- Required task:
Each line of the material must be repeated precisely, with the pictures left out.

# # # # # # #

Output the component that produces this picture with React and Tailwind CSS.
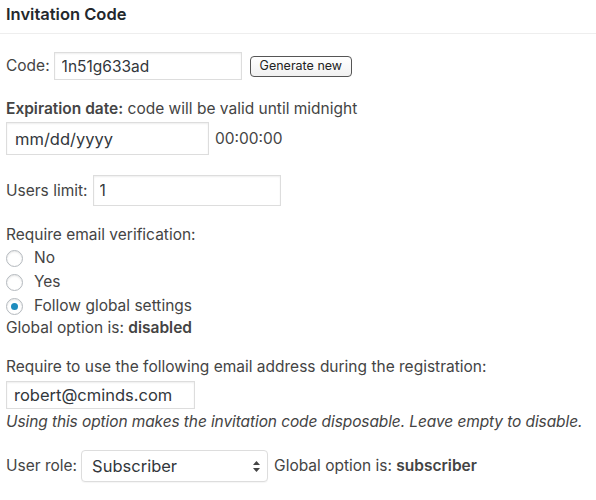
import React from 'react';

function Radio({ label, checked }) {
  return (
    <label className="flex items-center gap-[11px] h-6">
      <span className="w-[17px] h-[17px] rounded-full border border-[#b4b9be] bg-white shadow-[inset_0_1px_2px_rgba(0,0,0,0.1)] flex items-center justify-center">
        {checked && <span className="w-[7px] h-[7px] rounded-full bg-[#1e8cbe]" />}
      </span>
      <span>{label}</span>
    </label>
  );
}

const inputCls = 'border border-[#ddd] shadow-[inset_0_1px_2px_rgba(0,0,0,0.07)] text-[#32373c] outline-none bg-white';

export default function App() {
  return (
    <div className="w-[596px] h-[500px] bg-white text-[15.5px] leading-[20px] text-[#444] overflow-hidden" style={{ fontFamily: 'Inter, "Liberation Sans", Arial, sans-serif' }}>
      <div className="h-[34px] border-b border-[#eee] px-[6px] pt-[4px]">
        <h2 className="font-semibold text-[#23282d] text-[16.5px]">Invitation Code</h2>
      </div>

      <div className="px-[6px]">
        {/* Code */}
        <div className="flex items-center mt-[18px] h-[28px]">
          <span className="mr-[4px]">Code:</span>
          <input readOnly value="1n51g633ad" className={`${inputCls} w-[188px] h-[28px] px-[7px] text-[15.5px]`} />
          <button className="ml-[8px] h-[21px] px-[9px] border border-[#555] rounded-[4px] bg-gradient-to-b from-white to-[#f1f1f1] text-[12.5px] text-[#222] leading-none">Generate new</button>
        </div>

        {/* Expiration */}
        <div className="mt-[19px]">
          <span className="font-semibold">Expiration date:</span> code will be valid until midnight
        </div>
        <div className="flex items-center mt-[3px]">
          <input readOnly value="mm/dd/yyyy" className={`${inputCls} w-[203px] h-[33px] px-[8px] text-[16.5px]`} />
          <span className="ml-[6px]">00:00:00</span>
        </div>

        {/* Users limit */}
        <div className="flex items-center mt-[20px]">
          <span className="mr-[5px]">Users limit:</span>
          <input readOnly value="1" className={`${inputCls} w-[188px] h-[31px] px-[6px] text-[15.5px]`} />
        </div>

        {/* Email verification */}
        <div className="mt-[19px]">Require email verification:</div>
        <div className="mt-[1px]">
          <Radio label="No" />
          <Radio label="Yes" />
          <Radio label="Follow global settings" checked />
        </div>
        <div>Global option is: <span className="font-semibold">disabled</span></div>

        {/* Email address */}
        <div className="mt-[19px]">Require to use the following email address during the registration:</div>
        <input readOnly value="robert@cminds.com" className={`${inputCls} mt-[4px] w-[189px] h-[28px] px-[7px] block text-[16.5px]`} />
        <div className="italic mt-[3px] tracking-[-0.1px]">Using this option makes the invitation code disposable. Leave empty to disable.</div>

        {/* User role */}
        <div className="flex items-center mt-[18px]">
          <span className="mr-[4px]">User role:</span>
          <div className="relative w-[187px] h-[32px] border border-[#ddd] rounded-[4px] bg-white shadow-[0_1px_1px_rgba(0,0,0,0.04)] flex items-center px-[10px] text-[#32373c] text-[16.5px]">
            Subscriber
            <svg className="absolute right-[7px] top-[10px]" width="7" height="11" viewBox="0 0 7 11">
              <path d="M3.5 0 L7 4 L0 4 Z" fill="#444" />
              <path d="M3.5 11 L7 7 L0 7 Z" fill="#444" />
            </svg>
          </div>
          <span className="ml-[6px]">Global option is: <span className="font-semibold">subscriber</span></span>
        </div>
      </div>
    </div>
  );
}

# # # # # # #

- Written solution:
Output the component that produces this picture with React and Tailwind CSS.
import React from 'react';

function Radio({ label, checked }) {
  return (
    <label className="flex items-center gap-[11px] h-6">
      <span className="w-[17px] h-[17px] rounded-full border border-[#b4b9be] bg-white shadow-[inset_0_1px_2px_rgba(0,0,0,0.1)] flex items-center justify-center">
        {checked && <span className="w-[7px] h-[7px] rounded-full bg-[#1e8cbe]" />}
      </span>
      <span>{label}</span>
    </label>
  );
}

const inputCls = 'border border-[#ddd] shadow-[inset_0_1px_2px_rgba(0,0,0,0.07)] text-[#32373c] outline-none bg-white';

export default function App() {
  return (
    <div className="w-[596px] h-[500px] bg-white text-[15.5px] leading-[20px] text-[#444] overflow-hidden" style={{ fontFamily: 'Inter, "Liberation Sans", Arial, sans-serif' }}>
      <div className="h-[34px] border-b border-[#eee] px-[6px] pt-[4px]">
        <h2 className="font-semibold text-[#23282d] text-[16.5px]">Invitation Code</h2>
      </div>

      <div className="px-[6px]">
        {/* Code */}
        <div className="flex items-center mt-[18px] h-[28px]">
          <span className="mr-[4px]">Code:</span>
          <input readOnly value="1n51g633ad" className={`${inputCls} w-[188px] h-[28px] px-[7px] text-[15.5px]`} />
          <button className="ml-[8px] h-[21px] px-[9px] border border-[#555] rounded-[4px] bg-gradient-to-b from-white to-[#f1f1f1] text-[12.5px] text-[#222] leading-none">Generate new</button>
        </div>

        {/* Expiration */}
        <div className="mt-[19px]">
          <span className="font-semibold">Expiration date:</span> code will be valid until midnight
        </div>
        <div className="flex items-center mt-[3px]">
          <input readOnly value="mm/dd/yyyy" className={`${inputCls} w-[203px] h-[33px] px-[8px] text-[16.5px]`} />
          <span className="ml-[6px]">00:00:00</span>
        </div>

        {/* Users limit */}
        <div className="flex items-center mt-[20px]">
          <span className="mr-[5px]">Users limit:</span>
          <input readOnly value="1" className={`${inputCls} w-[188px] h-[31px] px-[6px] text-[15.5px]`} />
        </div>

        {/* Email verification */}
        <div className="mt-[19px]">Require email verification:</div>
        <div className="mt-[1px]">
          <Radio label="No" />
          <Radio label="Yes" />
          <Radio label="Follow global settings" checked />
        </div>
        <div>Global option is: <span className="font-semibold">disabled</span></div>

        {/* Email address */}
        <div className="mt-[19px]">Require to use the following email address during the registration:</div>
        <input readOnly value="robert@cminds.com" className={`${inputCls} mt-[4px] w-[189px] h-[28px] px-[7px] block text-[16.5px]`} />
        <div className="italic mt-[3px] tracking-[-0.1px]">Using this option makes the invitation code disposable. Leave empty to disable.</div>

        {/* User role */}
        <div className="flex items-center mt-[18px]">
          <span className="mr-[4px]">User role:</span>
          <div className="relative w-[187px] h-[32px] border border-[#ddd] rounded-[4px] bg-white shadow-[0_1px_1px_rgba(0,0,0,0.04)] flex items-center px-[10px] text-[#32373c] text-[16.5px]">
            Subscriber
            <svg className="absolute right-[7px] top-[10px]" width="7" height="11" viewBox="0 0 7 11">
              <path d="M3.5 0 L7 4 L0 4 Z" fill="#444" />
              <path d="M3.5 11 L7 7 L0 7 Z" fill="#444" />
            </svg>
          </div>
          <span className="ml-[6px]">Global option is: <span className="font-semibold">subscriber</span></span>
        </div>
      </div>
    </div>
  );
}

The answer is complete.